Valar Atomics raises $450 million for small nuclear reactors for AI data centers
Valar Atomics, founded by 27-year-old Isaiah Taylor, raised $450 million at a $2 billion valuation. The startup is betting on small nuclear reactors for AI…
AI-processed from TNW; edited by Hamidun News
Valar Atomics, founded by 27-year-old Isaiah Taylor, raised $450 million at a $2 billion valuation. The startup wants to prove that the next wave of AI infrastructure will be powered not by the giant nuclear power plants of the past century, but by compact reactors standing next to data centers.
What Valar is betting on
The company's idea is quite straightforward: traditional nuclear energy was built for centralized grids and multi-year construction projects, while AI data centers need power faster, denser, and closer to computing. That's why Valar is pushing the model of so-called gigasites — large facilities where hundreds or even thousands of small high-temperature reactors operate simultaneously. Such clusters should provide stable carbon-free energy directly "at the fence" of a data center or industrial facility, without waiting for grid connections.

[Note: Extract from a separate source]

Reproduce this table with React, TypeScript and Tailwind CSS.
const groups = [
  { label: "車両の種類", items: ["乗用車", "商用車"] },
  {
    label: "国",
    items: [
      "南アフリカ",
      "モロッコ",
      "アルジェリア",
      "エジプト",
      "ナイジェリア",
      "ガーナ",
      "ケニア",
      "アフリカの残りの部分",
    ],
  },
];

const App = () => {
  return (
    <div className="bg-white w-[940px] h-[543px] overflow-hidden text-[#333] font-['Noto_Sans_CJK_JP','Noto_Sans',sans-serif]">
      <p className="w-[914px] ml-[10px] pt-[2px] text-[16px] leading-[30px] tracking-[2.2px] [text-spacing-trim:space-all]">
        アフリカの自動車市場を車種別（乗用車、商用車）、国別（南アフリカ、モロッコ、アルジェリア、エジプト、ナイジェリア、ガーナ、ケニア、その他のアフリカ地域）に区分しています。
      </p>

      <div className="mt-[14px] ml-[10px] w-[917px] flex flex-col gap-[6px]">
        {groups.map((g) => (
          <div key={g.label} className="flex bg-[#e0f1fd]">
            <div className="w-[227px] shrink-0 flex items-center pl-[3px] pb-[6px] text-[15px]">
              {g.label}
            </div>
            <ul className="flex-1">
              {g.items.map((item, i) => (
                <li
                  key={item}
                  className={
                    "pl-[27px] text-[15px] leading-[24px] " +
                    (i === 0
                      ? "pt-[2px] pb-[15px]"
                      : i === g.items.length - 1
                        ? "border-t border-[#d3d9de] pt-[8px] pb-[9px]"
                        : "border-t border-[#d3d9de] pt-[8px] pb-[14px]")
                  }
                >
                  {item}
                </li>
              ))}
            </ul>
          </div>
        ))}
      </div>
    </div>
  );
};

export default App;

- Clusters of multiple small reactors instead of a single large station
- Helium cooling and TRISO fuel in graphite shells
- Direct power supply for AI data centers, industry, and regions with network deficits
- Betting on serial production of standard modules rather than unique megaprojects
The new round includes $340 million in equity capital and $110 million in debt. For Valar, this is a sharp jump: just five months earlier, the startup had raised $130 million, and now it's valued at $2 billion. Among the investors are Palmer Luckey from Anduril and Shyam Sankar from Palantir — meaning the money is coming not just from energy, but also from the defense-tech sphere, which has long viewed energy as part of computing and military infrastructure.

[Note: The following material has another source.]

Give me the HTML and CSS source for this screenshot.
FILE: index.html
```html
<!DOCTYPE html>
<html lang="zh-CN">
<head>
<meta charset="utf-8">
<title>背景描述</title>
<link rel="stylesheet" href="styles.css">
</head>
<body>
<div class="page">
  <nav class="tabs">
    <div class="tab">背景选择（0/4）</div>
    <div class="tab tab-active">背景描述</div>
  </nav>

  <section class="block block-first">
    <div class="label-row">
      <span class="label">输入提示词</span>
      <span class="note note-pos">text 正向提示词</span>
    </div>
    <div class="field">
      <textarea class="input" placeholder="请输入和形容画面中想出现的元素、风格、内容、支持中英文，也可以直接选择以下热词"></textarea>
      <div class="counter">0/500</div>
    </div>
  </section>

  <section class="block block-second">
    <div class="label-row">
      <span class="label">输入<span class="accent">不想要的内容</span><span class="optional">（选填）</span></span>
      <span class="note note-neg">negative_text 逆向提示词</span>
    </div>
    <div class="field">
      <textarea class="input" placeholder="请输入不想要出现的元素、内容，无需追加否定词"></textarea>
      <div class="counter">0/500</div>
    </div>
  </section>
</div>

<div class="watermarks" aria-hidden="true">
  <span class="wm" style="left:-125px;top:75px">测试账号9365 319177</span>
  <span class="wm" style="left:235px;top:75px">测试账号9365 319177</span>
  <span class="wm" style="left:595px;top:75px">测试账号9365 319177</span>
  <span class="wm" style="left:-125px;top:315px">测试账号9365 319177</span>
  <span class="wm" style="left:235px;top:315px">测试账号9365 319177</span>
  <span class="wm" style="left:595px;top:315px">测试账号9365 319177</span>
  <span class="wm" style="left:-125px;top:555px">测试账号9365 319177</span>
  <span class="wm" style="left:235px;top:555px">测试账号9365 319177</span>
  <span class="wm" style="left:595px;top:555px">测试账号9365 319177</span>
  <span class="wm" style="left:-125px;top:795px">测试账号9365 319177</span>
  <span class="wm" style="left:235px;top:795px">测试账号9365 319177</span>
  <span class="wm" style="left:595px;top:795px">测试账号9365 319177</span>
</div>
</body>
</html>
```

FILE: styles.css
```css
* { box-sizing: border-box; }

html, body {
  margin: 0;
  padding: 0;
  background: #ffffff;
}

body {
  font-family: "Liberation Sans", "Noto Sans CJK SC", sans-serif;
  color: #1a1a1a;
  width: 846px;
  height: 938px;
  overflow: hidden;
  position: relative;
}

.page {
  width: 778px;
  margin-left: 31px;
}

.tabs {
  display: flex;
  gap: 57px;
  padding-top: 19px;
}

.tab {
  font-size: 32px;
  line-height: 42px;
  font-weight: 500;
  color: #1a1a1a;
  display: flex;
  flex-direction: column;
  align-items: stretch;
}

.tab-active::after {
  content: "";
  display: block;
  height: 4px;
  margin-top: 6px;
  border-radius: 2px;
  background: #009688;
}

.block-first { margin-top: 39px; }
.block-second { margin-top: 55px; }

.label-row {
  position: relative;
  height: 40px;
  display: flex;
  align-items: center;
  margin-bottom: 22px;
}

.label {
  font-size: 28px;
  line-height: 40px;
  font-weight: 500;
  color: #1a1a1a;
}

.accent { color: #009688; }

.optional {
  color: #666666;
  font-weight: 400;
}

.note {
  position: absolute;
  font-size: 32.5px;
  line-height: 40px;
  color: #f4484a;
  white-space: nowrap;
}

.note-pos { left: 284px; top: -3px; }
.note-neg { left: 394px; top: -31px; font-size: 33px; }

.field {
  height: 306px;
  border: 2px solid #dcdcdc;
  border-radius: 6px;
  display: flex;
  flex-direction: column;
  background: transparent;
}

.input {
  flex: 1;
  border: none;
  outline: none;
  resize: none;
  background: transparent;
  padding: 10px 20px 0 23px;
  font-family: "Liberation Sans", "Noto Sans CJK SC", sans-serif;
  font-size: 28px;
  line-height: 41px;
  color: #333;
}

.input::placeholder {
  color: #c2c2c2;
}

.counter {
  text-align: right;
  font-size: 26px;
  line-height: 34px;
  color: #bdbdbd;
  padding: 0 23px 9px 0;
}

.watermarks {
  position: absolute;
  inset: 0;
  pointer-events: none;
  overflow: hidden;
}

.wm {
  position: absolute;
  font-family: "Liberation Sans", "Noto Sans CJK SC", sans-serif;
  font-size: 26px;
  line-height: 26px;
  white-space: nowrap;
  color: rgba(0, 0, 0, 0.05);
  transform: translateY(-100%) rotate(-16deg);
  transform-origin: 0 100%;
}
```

What they've already shown
Valar's main argument isn't just presentations, but several technical milestones. In November 2025, the company announced that its NOVA Core reactor assembly achieved zero-power criticality at the NCERC facility in Nevada, managed by Los Alamos National Laboratory. This doesn't mean power generation: it's about a self-sustaining chain reaction without reaching operating temperatures. But for a young nuclear company, this stage is important because it confirms calculations on fuel, neutron physics, and reactor control.
"Zero power is the first heartbeat of the reactor: it means the physics works."
The next step is the Ward250 demonstration reactor in Utah. In February 2026, it was transported from California on three military C-17 cargo aircraft to the Utah San Rafael Energy Research Center — without fuel. The fact of such transportation itself became a separate demonstration: Valar is showing that its installations can be quickly delivered and deployed wherever power is needed. The company's goal is to bring the reactor to operational stage by July 4, 2026, in line with the deadline of the U.S. Department of Energy's pilot program.
Why the market believed
Investor confidence is understandable: electricity has become one of the main constraints for the AI boom. The International Energy Agency previously forecast that data center energy consumption could double by 2026. Against this backdrop, Microsoft, Amazon, and Google are already signing agreements related to nuclear generation. The problem is that there are almost no commercial next-generation reactors that can be quickly deployed next to computing clusters. Valar is selling exactly the promise of closing this gap. But the risk here is enormous.
The company has competitors with no less ambitious plans — TerraPower, Kairos Power, X-energy, and Oklo — and none of them have yet brought advanced reactor architecture to mass commercial deployment. Moreover, Valar has taken an aggressive stance on regulation: in April 2025, the startup joined a lawsuit against the Nuclear Regulatory Commission, arguing that the same licensing framework used for full-size commercial plants cannot be applied to small test reactors. In other words, the company is arguing not just with physics and manufacturing, but with the very structure of the industry itself.
Even if the summer tests in Utah go successfully, it won't prove that the gigasites model is economically and regulatorily scalable. It's one thing to demonstrate a working prototype; it's another to deploy hundreds of modules next to data centers and ensure safe, cheap, and predictable operation for years to come. For investors, the real next test is not the launch itself, but the ability to turn a pilot project into a repeatable industrial product with clear economics.
What this means
The AI race is increasingly running up against not models or chips, but basic power infrastructure. The story of Valar Atomics shows that investors are ready to place hundreds-of-millions-of-dollars bets not only on AI creators, but also on those promising to power them. If the company reaches the next milestone, the market for microreactors for data centers will accelerate sharply; if not, it will be a reminder that venture capital cannot shortcut nuclear physics or regulatory timelines.